Mind you, all of this is not me claiming that what we did was wrong, nor certainly that we should try to undo it; whether or not we should have jumped off the cliff, we did, so our only choice now is to succeed in flying. We have wounded if not killed Nature; now we must be prepared to take her place.

Ultimately, I believe that Nature has created us so that we may replace her; she has earned her Repose, and offers us a little of it as well, but also intends us to take up the burden of perpetuating existence which she has carried for billions of years. She used the only method available to her, evolution; nothing existed before her, so she used nothing to build something, and the something she built contained a lot of nothing, making it fairly fragile.
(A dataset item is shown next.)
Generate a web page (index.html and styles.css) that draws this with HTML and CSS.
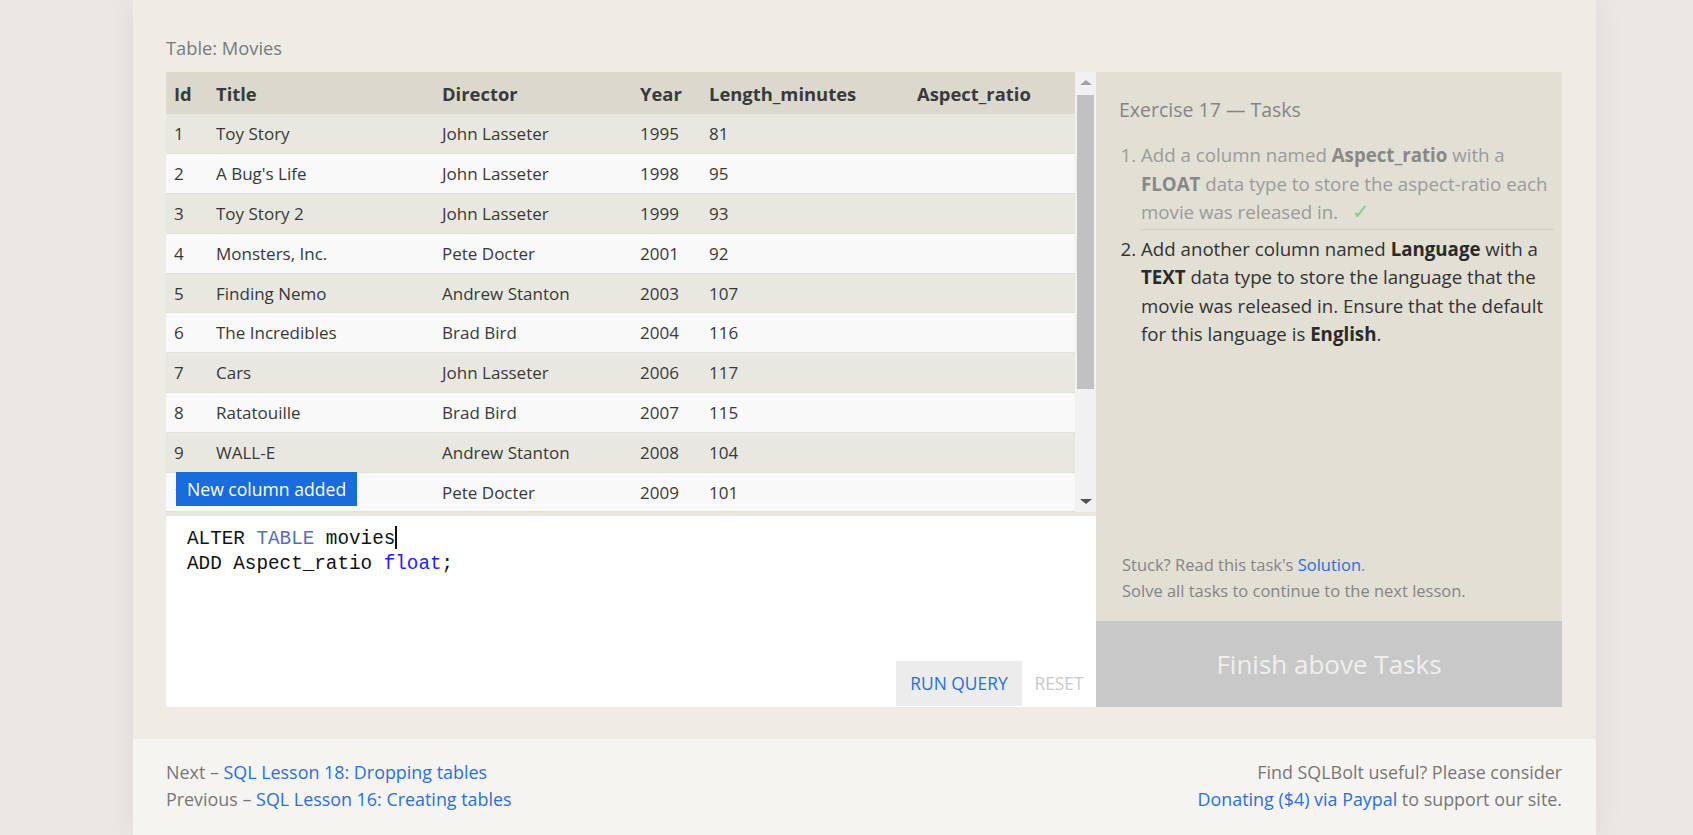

That meant she could justify an extremely inefficient method of refining the almost-nothing into something which contained a lot of non-nothing - that's us. We dream new things into being with very little effort; that's our purpose and role in existing. We are standing atop a foundation of quicksand, trying to build our castle faster than it can sink - and we're doing fairly well at it, no matter how tempting it might be to believe otherwise.